4,000+ years later and they still haven’t figured it out

More than four thousand years ago around 2112 BC, King Ur-Nammu of ancient Sumeria gathered his scribes together to dictate a series of royal decrees, all of which were chiseled onto cuneiform tablets.

A handful of these tablets were discovered and translated in the 20th century, making the Code of Ur-Nammu the oldest known set of laws in the world.

While most of the King’s laws dealt with criminal matters (i.e. requiring the death penalty for both murder and robbery), some of the rules were actually a very early form of price controls.

Hundreds of years later, King Hammurabi of Babylon created his own set of laws, known to history as the Code of Hammurabi.

And while his code is famously known for its principle of ‘an eye for an eye, a tooth for a tooth’, much of Hammurabi’s code also fixed wages, prices, finance, and commerce.

For example, the King decreed that any man who defaults on his debts could pay off his creditors by subjecting his wife, son, or daughter to forced labor for three years… regardless of the size of the loan.

Hammurabi also fixed the price of wholesale grain storage, shipping, divorce, livestock, and even drinks at the local tavern.

There are also several sections devoted to wage controls; Hammurabi saw fit, for example, that a home builder be paid a certain fee that depended only on the size of the house.

Similarly, occupations ranging from farm laborers, ox drivers, shipbuilders, herdsmen, skilled artisans, etc. all had their wages fixed by the Code.

There is also strong historical evidence of price controls in ancient Egypt. The ancient Indian philosopher Vishnugupta’s advised kings to not only fix prices, but fix the maximum profit for traders and businesses.

And the Roman Emperor Diocletian’s infamous Edict on Wages and Prices in the early 300s AD was a complete disaster.

Wage controls, price controls, financial controls, and commercial controls have been vainly imposed by governments for thousands of years. We’ve learned from history that they simply do not work.

And yet, rather insanely, politicians keep trying these same tactics over and over again, expecting a different result.
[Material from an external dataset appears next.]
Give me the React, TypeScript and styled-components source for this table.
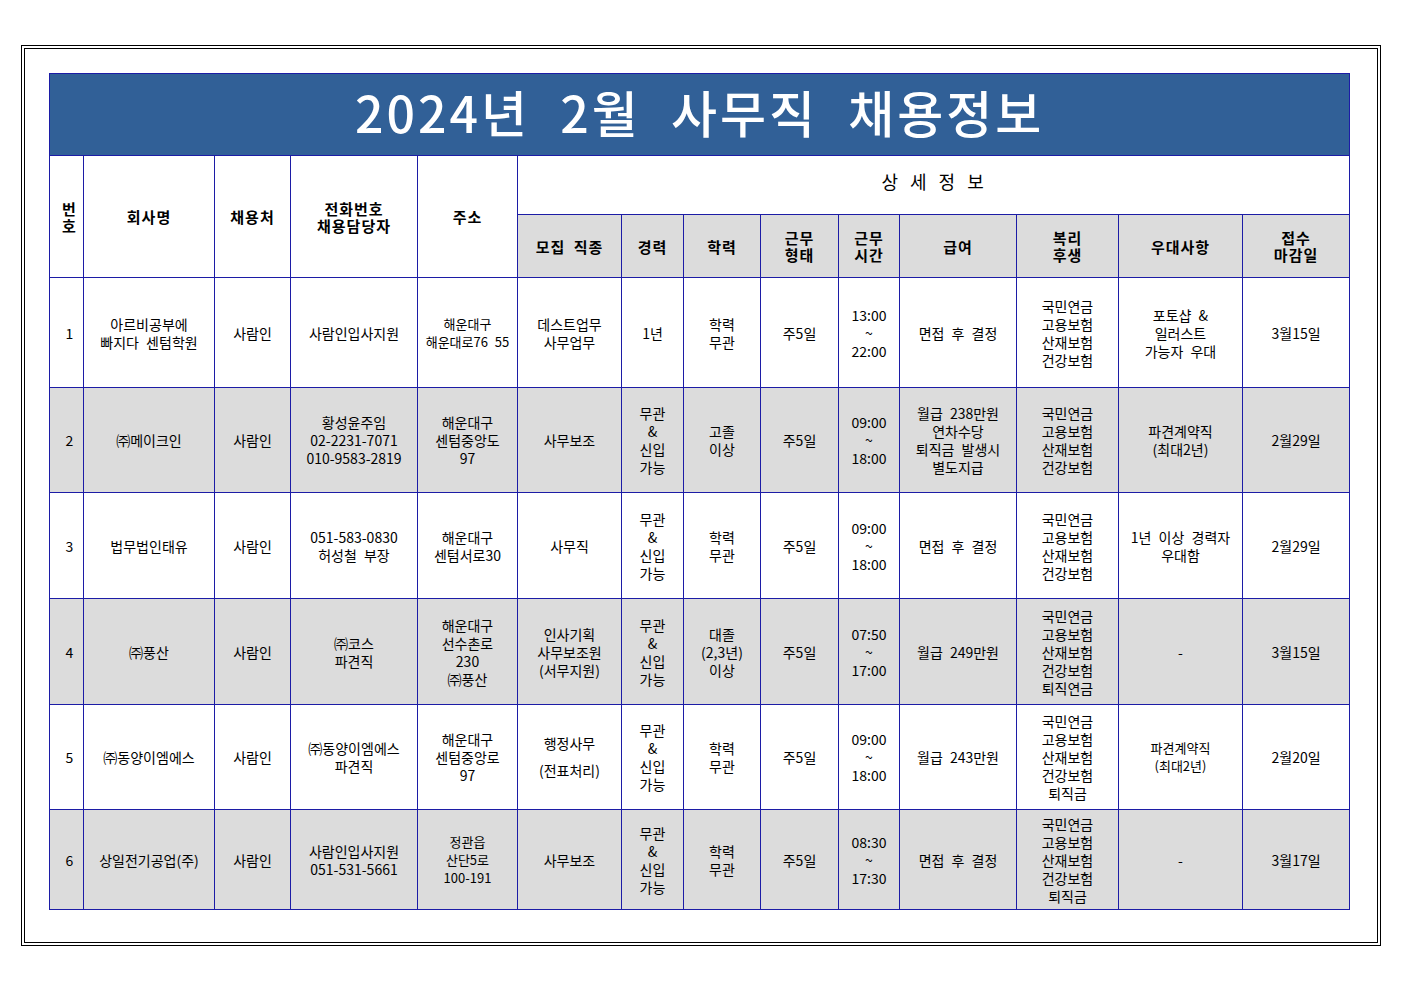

Recently I was visited by a close friend of mine from Argentina who often tells me the grim economic tales of his home country.

Argentina is in a perennial state of economic chaos; like Venezuela, it went from being one of the most prosperous countries in the world in the 20th century, to one of the most chaotic.

They’ve confiscated assets, imposed wealth taxes, defaulted on their debt, banned exports, and utterly destroyed their currency.

In local currency terms, inflation in Argentina is 50%… though no one in their right minds actually holds their savings in Argentine pesos.

Inflation is now so bad in Argentina that the government recently imposed a set of price controls.

And my friend informed me that a number of producers, especially in the agricultural sector, have stopped delivering because the government’s price mandate is below their cost of production.

Last but not least, my friend told me that Argentina’s government is also planning to forbid businesses from laying off workers.

Even when a company cannot afford to keep employees because the economic situation is so pitiful, they somehow have to keep paying workers with money they don’t have.

It’s like that old Soviet adage– “we pretend to work, they pretend to pay us.”

These types of measures would almost be comical if they didn’t cause such widespread suffering.

And yet even rich, advanced nations are susceptible to this way of thinking. In fact we’ve seen so much of it over the past 18 months, disguised as public health protocols.

They spent hundreds of billions of dollars to give businesses free “PPP” loans so that workers could continue to be paid to NOT work.

Then the government simply took on that responsibility themselves, paying people directly to stay home and NOT work.

Now they’re trying to force businesses to fire tens of millions of people, even in critical sectors like healthcare and transportation, because of their vaccine status.

Each of these measures is a way for the government to direct the supply and free flow of labor. In other words, they’re essentially wage controls.

We’ve also seen endless examples of other controls.

They forced certain places to close (churches, bars) but allowed others to operate (liquor stores, marijuana dispensaries, social justice riots).

They unilaterally suspended evictions and foreclosures, creating incentives for people to stop paying rent/interest.

And through the central bank, they’ve pumped hundreds of billions of dollars into financial markets, inflating stocks, bonds, housing, etc. to essentially create asset price controls.

The specific tactics are different. But conceptually, this idea of imposing extreme control over economic resources is quite similar to what Argentina has been doing… and what Hammurabi, Ur-Nammu, and Diocletian tried thousands of years ago.

This isn’t rocket science, it’s basic high school economics. Price controls don’t work. Central planning doesn’t work. There’s a reason the Soviet Union doesn’t exist anymore.

Price controls create shortages and inefficiencies. Everyone loses.

Inflation and supply chain dysfunction didn’t happen by accident. They’re the result of fanatical crusaders who never bothered to perform an objective cost/benefit analysis of their wage, price, and commercial controls.

And the more these people try to save the world, the more likely they are to keep wrecking it.